Babies Eating Lemons  2014

Detail of drawing no. 3

Series of eight drawings; pencil and watercolour on paper; each 52 x 70cm.

Drawing no. 5

The primary system of social classification used in the UK is the NS-SEC (the National Statistics Socio-Economic Classification), which was developed by the Office for National Statistics in 2001. Essentially a measure of employment relations and conditions of occupations, the classification is designed to show the structure of socio-economic positions in modern society.

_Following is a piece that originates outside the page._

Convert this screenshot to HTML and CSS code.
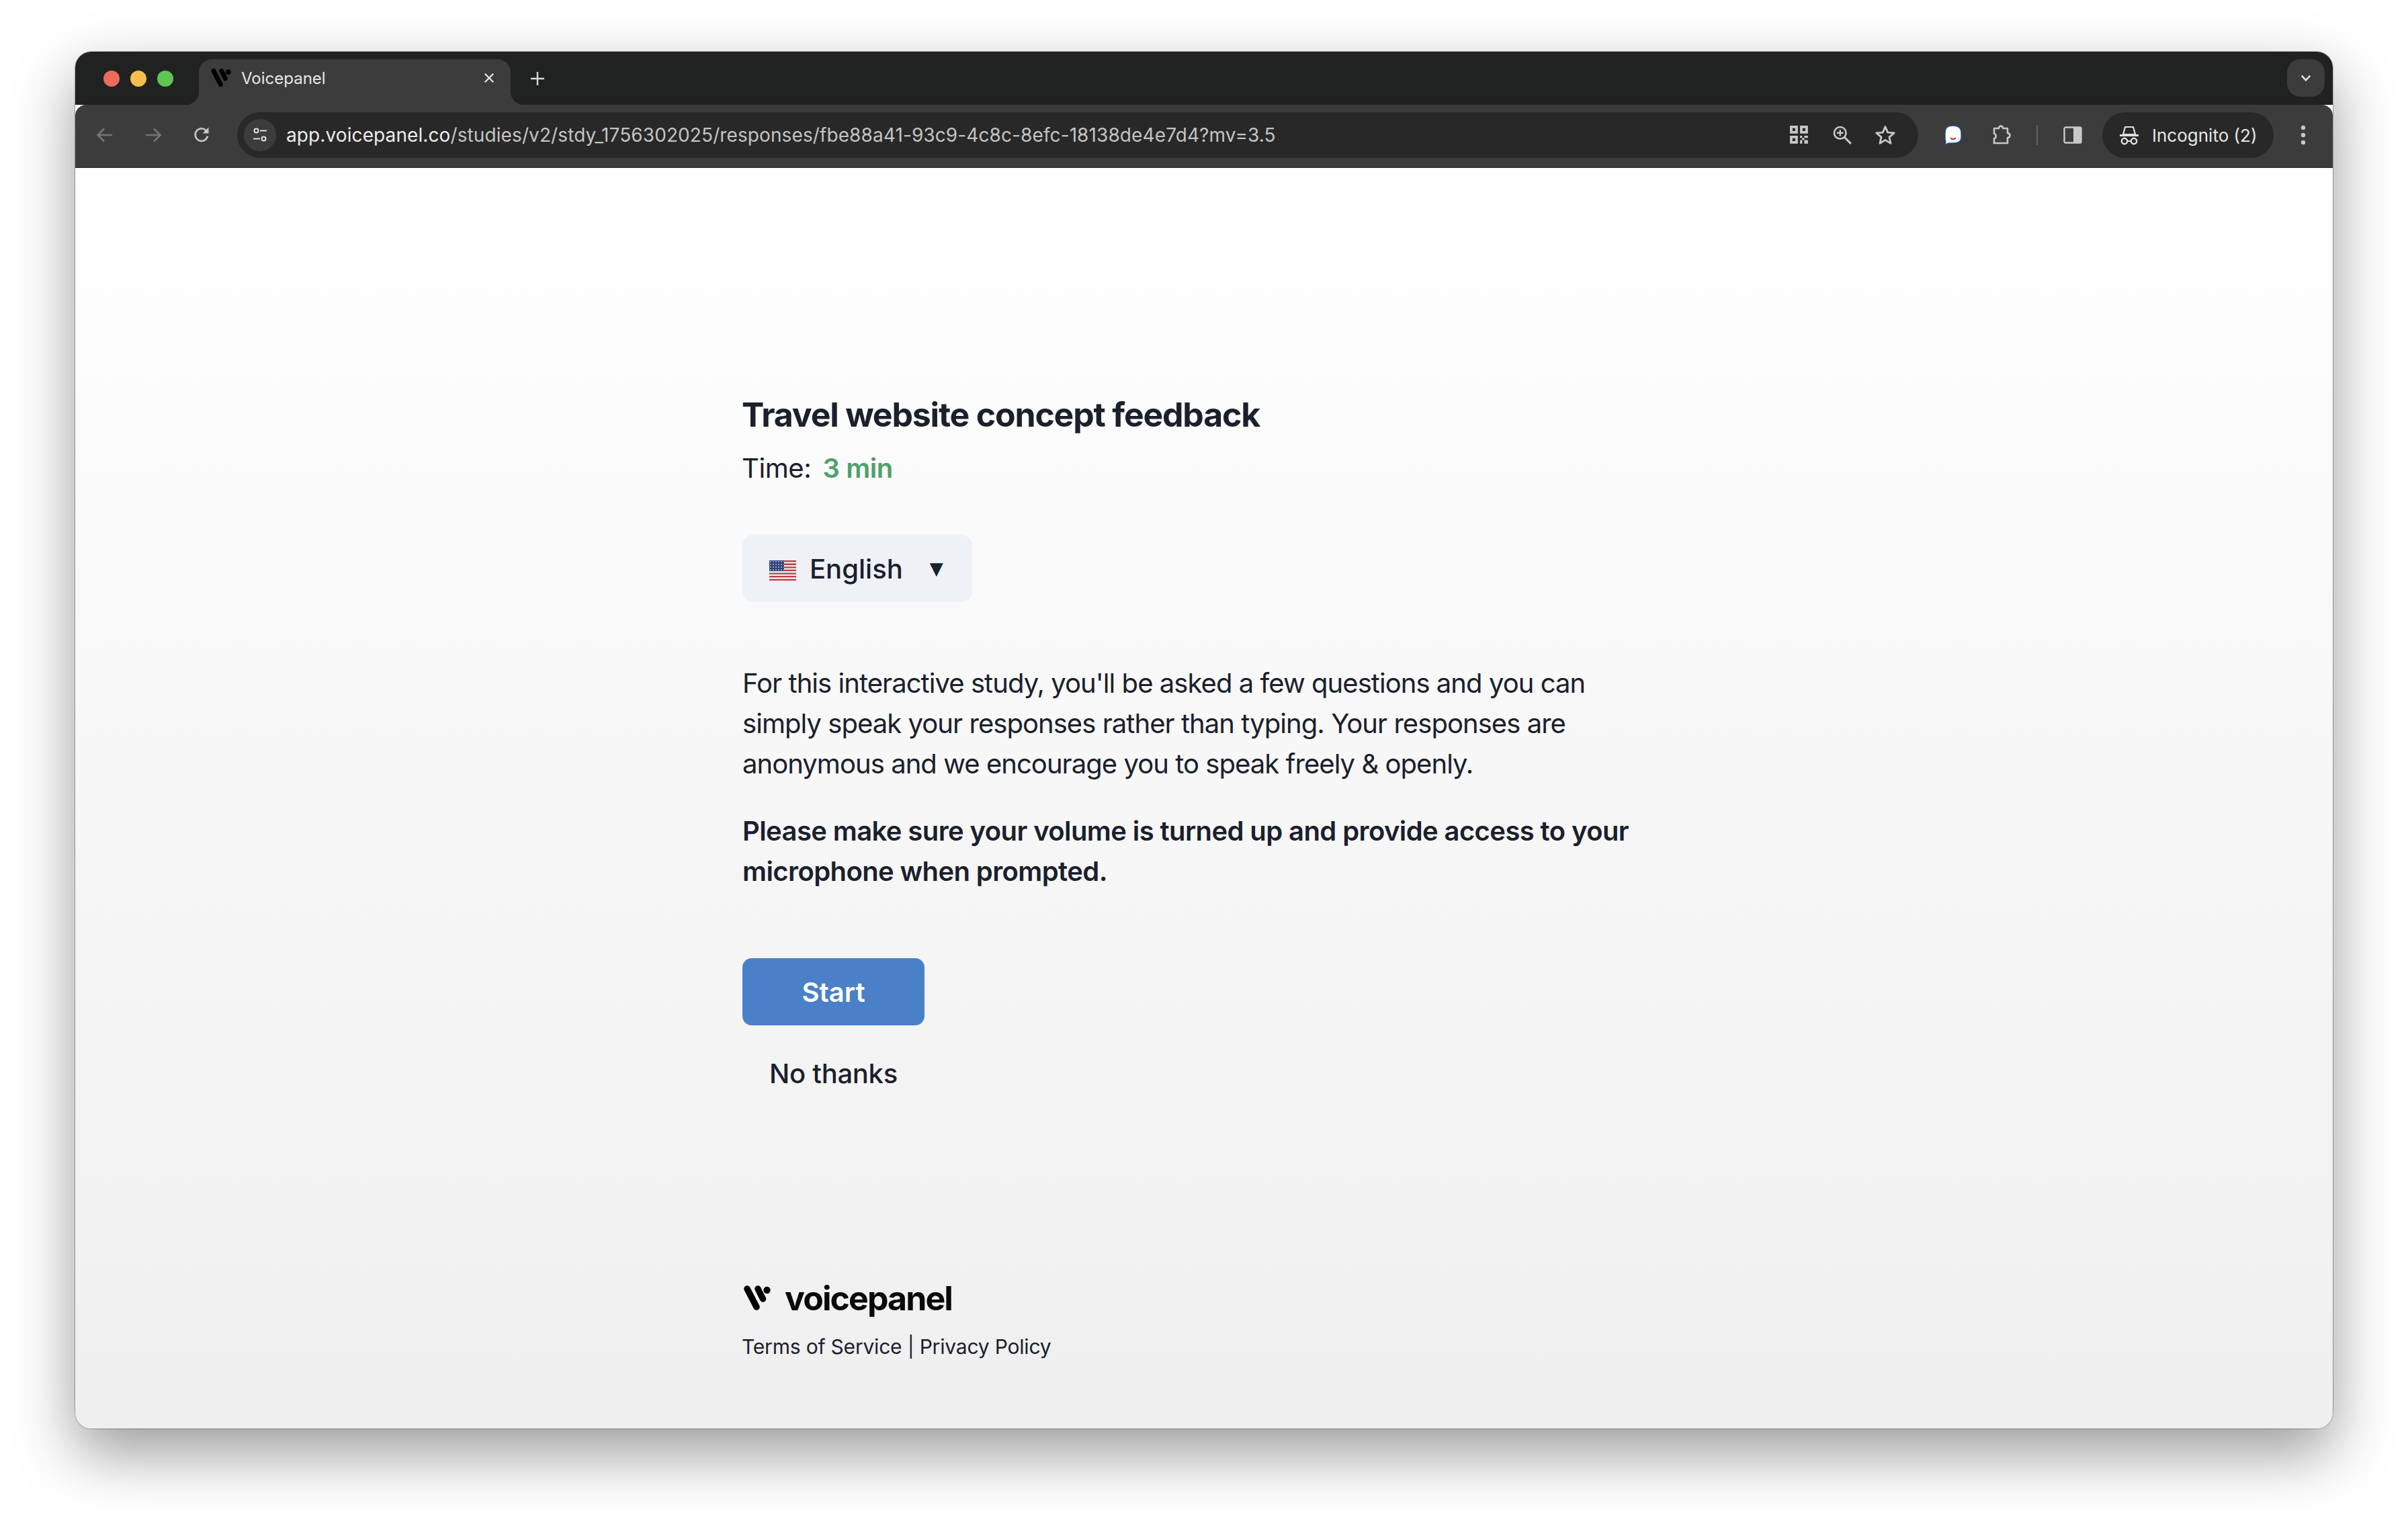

Babies Eating Lemons is a series of eight drawings based on videos of toddlers found online, each of which is made to correspond to a different position on the NS-SEC scale. Whilst sociologists acknowledge socio-economic class to be a powerful determinant of life chances and a strong predictor of health, educational and other outcomes, the “analysis” performed in this work is deliberately spurious. The babies in these anonymous videos have been arbitrarily assigned a social class, based on little more than the clothes they are wearing.

Drawing no. 1

Drawing no. 7

The eight NS-SEC classifications are as follows:

1. Higher managerial, administrative and professional occupations

2. Lower managerial, administrative and professional occupations

3. Intermediate occupations

4. Small employers and own account workers

5. Lower supervisory and technical occupations

6. Semi-routine occupations

7. Routine occupations

8. Never worked and long-term unemployed

Detail of drawing no. 4

The work was first shown at the group exhibition Fabric at Oriel Sycharth Gallery, Wrexham, Wales in 2014.